# Goal of the exercise
Where does the string "React" appear in the records? Copy every line that contains it.

# Data for the task
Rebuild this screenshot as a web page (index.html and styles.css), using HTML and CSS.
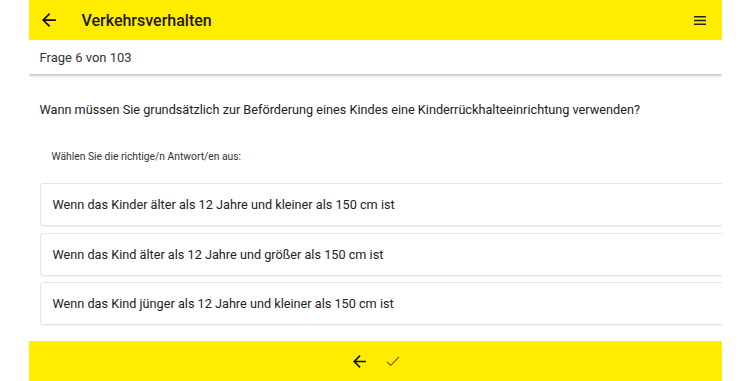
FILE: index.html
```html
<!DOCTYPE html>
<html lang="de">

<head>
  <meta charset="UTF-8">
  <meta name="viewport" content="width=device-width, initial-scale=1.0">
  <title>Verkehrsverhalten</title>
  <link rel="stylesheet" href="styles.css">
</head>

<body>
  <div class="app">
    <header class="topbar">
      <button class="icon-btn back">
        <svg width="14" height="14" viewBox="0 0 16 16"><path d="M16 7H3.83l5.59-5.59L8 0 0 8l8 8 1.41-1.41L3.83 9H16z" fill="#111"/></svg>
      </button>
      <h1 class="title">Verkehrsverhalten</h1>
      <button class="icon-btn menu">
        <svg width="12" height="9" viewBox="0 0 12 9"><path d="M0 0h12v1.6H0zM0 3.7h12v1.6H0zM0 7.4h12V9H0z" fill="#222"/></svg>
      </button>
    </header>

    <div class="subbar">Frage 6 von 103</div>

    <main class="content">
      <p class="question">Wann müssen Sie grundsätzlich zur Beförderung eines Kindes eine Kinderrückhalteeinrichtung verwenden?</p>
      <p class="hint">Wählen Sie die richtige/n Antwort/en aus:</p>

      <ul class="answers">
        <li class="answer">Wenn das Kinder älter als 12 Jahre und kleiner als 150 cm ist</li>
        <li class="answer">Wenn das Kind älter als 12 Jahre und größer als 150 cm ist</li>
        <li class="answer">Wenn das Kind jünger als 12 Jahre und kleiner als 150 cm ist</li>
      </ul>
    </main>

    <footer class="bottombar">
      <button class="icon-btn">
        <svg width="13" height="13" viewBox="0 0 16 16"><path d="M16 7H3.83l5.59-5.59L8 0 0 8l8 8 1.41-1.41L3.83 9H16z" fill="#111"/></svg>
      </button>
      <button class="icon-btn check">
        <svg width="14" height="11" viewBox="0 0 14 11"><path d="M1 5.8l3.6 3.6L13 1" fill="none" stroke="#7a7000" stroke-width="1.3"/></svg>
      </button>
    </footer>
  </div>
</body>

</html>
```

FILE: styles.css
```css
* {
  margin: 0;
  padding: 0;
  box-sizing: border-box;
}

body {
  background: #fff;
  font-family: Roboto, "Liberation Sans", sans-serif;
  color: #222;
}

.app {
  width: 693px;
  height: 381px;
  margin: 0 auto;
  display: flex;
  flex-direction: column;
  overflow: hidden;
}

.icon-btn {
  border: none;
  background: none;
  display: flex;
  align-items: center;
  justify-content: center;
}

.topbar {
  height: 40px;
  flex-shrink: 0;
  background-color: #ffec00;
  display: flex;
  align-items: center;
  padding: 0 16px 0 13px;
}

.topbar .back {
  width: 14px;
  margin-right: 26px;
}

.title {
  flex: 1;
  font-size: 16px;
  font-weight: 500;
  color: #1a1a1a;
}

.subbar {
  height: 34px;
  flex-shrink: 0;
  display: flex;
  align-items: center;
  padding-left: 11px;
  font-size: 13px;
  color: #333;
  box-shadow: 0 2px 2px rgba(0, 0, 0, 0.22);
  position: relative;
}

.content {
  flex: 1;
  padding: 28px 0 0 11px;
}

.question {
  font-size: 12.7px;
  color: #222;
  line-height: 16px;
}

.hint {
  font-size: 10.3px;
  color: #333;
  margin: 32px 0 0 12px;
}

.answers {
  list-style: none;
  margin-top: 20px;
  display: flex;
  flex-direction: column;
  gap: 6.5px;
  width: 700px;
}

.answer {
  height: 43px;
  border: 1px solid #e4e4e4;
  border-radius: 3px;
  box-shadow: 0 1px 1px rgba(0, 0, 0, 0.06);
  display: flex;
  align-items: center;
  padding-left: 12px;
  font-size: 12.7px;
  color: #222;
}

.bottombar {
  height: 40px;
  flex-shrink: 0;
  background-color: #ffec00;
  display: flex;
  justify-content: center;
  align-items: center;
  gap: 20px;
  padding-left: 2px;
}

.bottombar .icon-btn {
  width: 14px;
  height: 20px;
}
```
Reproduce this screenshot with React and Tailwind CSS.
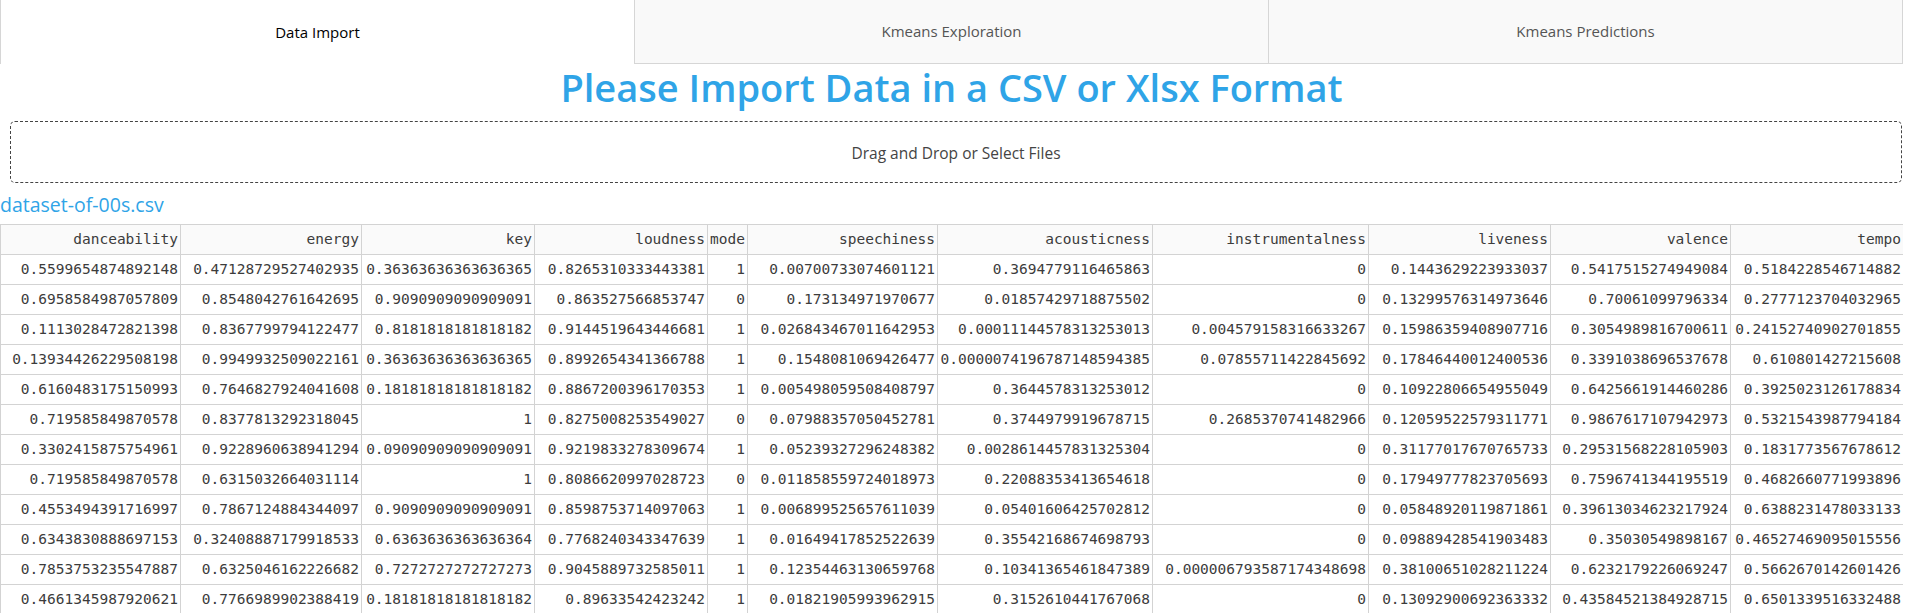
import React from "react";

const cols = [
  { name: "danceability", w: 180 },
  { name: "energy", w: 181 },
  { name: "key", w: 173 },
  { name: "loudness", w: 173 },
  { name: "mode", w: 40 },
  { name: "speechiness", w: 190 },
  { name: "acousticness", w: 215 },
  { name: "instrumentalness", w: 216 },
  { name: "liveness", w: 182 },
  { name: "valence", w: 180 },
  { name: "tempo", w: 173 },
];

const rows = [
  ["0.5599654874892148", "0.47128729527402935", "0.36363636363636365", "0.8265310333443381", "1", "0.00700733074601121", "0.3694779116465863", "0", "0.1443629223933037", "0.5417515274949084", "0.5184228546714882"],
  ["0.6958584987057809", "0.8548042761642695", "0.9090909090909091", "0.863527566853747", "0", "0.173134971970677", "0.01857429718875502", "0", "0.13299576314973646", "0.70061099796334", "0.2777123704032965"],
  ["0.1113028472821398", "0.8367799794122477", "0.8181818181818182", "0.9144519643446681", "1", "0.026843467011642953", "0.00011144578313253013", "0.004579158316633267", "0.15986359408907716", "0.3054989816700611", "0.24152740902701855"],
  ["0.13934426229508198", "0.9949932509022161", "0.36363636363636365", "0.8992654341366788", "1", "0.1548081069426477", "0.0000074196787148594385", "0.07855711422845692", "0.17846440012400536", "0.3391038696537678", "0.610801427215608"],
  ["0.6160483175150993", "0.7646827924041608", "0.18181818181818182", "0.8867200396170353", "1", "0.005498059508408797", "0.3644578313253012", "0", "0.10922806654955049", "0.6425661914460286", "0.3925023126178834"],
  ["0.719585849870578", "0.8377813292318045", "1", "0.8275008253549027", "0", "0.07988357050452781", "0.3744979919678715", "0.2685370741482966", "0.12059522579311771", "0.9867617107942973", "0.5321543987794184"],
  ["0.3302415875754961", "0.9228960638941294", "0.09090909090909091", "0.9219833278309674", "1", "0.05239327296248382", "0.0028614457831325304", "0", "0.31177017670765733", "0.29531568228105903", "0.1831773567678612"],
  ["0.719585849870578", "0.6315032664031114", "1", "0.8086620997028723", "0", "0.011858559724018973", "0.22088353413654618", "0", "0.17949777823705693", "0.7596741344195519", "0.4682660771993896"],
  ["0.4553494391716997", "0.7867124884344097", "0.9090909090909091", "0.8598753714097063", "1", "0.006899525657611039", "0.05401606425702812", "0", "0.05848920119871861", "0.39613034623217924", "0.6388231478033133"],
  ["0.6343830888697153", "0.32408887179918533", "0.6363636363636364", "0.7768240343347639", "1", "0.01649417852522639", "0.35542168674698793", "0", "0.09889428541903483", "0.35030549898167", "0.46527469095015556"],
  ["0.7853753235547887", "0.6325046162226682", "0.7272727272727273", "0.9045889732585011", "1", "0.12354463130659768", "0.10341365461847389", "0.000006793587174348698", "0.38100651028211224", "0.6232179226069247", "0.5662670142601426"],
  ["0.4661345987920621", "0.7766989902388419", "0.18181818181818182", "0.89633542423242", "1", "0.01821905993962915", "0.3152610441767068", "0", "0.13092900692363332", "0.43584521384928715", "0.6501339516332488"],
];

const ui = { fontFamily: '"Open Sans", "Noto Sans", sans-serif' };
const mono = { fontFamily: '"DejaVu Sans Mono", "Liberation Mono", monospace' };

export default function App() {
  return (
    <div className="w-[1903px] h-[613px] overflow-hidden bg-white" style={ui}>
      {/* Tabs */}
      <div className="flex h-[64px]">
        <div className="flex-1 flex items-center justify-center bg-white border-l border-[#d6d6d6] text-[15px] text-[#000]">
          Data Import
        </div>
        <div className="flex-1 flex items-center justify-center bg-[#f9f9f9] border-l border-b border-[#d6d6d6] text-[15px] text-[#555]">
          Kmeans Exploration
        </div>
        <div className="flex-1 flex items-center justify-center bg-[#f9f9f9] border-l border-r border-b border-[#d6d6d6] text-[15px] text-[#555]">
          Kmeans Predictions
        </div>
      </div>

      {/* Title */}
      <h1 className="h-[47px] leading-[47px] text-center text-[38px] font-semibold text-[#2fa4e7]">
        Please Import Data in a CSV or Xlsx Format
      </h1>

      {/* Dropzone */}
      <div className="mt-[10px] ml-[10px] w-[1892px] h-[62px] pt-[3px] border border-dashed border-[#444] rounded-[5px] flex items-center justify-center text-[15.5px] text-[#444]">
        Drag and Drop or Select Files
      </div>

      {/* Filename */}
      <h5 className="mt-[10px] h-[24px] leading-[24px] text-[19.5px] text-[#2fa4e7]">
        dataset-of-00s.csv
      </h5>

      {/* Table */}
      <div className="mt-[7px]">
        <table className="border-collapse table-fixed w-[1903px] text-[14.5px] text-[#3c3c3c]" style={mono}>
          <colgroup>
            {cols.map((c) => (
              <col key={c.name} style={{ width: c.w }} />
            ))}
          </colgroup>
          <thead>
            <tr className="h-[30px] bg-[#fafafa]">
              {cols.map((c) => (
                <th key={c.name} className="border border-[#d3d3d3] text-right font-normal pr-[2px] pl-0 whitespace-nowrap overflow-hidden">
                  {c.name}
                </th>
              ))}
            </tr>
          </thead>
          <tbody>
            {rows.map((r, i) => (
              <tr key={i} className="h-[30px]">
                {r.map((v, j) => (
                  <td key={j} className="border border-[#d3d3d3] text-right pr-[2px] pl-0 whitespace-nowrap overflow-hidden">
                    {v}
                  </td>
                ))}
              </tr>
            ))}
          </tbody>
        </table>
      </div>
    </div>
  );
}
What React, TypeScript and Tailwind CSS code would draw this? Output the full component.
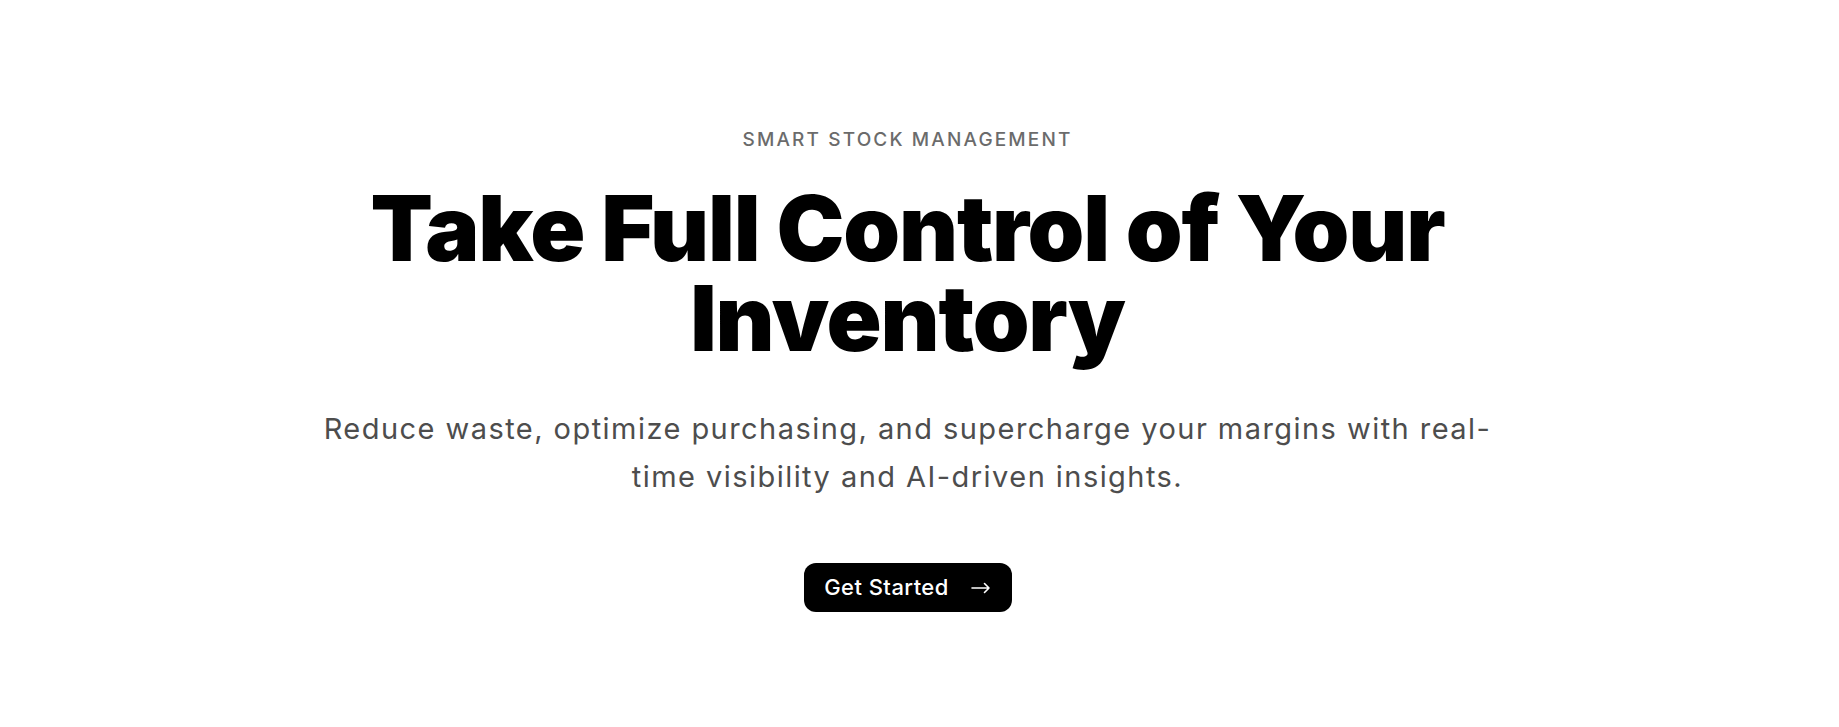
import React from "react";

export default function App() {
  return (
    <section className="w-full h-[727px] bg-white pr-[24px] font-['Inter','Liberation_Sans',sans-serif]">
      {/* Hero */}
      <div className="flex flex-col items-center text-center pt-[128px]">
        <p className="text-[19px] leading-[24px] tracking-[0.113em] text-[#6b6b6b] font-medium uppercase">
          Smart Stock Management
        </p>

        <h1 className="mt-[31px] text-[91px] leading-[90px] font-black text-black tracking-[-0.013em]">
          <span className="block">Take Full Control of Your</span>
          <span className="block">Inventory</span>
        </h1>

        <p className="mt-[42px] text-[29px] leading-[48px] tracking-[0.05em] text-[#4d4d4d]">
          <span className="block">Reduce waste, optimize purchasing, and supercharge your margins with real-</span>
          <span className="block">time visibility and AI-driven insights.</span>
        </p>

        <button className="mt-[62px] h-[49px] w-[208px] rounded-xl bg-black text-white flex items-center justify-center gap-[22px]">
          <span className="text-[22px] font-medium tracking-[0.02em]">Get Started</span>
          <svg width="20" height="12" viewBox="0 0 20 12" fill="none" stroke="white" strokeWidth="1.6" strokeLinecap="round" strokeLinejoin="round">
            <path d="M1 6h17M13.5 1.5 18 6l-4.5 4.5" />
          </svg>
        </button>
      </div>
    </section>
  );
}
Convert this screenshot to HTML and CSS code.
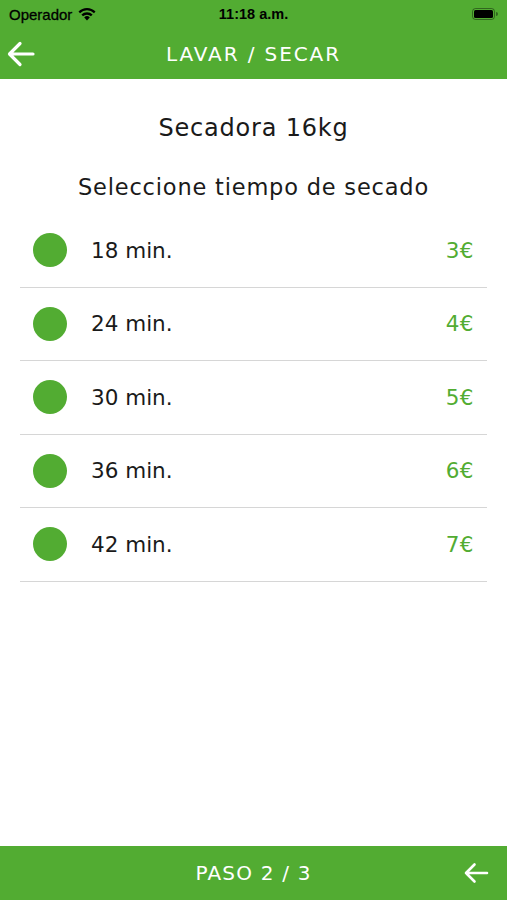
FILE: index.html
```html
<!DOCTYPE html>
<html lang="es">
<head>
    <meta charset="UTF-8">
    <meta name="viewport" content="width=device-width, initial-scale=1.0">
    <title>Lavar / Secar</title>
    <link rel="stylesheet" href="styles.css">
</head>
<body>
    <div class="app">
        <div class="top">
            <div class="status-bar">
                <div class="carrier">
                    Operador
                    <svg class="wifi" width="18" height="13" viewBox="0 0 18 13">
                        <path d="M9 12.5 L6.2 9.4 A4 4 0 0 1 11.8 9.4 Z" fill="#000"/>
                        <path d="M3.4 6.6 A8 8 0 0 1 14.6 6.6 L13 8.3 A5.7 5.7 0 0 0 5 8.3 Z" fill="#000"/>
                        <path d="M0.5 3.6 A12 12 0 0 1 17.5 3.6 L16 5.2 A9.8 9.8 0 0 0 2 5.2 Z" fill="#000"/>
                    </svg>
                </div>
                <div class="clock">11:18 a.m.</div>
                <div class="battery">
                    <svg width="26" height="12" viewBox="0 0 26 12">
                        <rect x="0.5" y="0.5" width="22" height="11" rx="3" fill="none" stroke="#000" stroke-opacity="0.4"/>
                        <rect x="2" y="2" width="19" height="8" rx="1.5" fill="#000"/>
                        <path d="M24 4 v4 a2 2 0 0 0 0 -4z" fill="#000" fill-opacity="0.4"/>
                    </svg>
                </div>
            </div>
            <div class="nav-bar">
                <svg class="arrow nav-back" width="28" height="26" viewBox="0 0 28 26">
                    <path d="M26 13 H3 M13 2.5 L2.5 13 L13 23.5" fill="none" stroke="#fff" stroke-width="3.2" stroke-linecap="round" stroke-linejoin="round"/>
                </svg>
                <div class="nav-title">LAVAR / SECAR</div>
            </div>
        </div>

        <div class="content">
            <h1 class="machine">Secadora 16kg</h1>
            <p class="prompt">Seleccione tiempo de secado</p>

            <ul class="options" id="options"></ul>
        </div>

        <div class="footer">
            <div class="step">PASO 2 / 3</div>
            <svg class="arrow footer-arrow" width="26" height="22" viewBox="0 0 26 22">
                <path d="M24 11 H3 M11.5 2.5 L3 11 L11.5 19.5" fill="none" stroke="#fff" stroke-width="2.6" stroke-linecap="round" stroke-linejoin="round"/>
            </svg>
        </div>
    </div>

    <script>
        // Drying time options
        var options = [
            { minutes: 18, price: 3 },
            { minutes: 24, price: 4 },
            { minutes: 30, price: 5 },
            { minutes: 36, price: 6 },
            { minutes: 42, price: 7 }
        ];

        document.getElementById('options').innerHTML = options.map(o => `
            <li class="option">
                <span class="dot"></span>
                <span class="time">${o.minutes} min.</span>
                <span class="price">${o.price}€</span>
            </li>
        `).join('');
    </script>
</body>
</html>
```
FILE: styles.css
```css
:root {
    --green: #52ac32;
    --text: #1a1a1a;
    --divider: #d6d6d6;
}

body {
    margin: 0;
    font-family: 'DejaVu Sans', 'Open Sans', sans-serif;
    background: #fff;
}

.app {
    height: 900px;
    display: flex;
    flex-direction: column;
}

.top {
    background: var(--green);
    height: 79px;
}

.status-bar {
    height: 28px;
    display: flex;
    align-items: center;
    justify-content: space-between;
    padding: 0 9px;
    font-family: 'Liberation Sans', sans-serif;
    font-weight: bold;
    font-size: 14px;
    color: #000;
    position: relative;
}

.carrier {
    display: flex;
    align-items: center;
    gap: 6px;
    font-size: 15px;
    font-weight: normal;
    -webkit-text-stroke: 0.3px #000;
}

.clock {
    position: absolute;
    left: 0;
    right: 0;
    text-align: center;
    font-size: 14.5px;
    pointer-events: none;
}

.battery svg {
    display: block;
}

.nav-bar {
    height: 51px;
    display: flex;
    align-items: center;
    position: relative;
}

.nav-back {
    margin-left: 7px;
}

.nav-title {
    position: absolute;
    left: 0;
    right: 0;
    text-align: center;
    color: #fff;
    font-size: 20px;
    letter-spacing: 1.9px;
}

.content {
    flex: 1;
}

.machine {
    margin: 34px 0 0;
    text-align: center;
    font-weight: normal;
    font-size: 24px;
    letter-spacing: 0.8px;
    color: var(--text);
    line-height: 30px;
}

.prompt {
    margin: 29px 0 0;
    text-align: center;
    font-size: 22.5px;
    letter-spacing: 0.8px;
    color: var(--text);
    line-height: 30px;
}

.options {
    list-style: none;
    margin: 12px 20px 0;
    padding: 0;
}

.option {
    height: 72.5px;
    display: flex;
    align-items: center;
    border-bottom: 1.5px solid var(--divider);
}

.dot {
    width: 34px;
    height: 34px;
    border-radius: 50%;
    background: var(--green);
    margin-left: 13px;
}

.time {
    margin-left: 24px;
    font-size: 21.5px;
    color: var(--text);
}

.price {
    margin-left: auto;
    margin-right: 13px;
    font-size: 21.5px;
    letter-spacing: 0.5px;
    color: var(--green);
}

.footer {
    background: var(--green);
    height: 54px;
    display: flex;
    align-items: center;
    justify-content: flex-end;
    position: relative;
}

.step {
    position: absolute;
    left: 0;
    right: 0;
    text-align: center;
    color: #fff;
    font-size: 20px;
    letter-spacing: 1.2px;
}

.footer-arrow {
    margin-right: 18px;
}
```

# Exercise solution
Reproduce this screenshot with React and Tailwind CSS.
import React from "react";
What React, TypeScript and Tailwind CSS code would draw this? Output the full component.
import React from "react";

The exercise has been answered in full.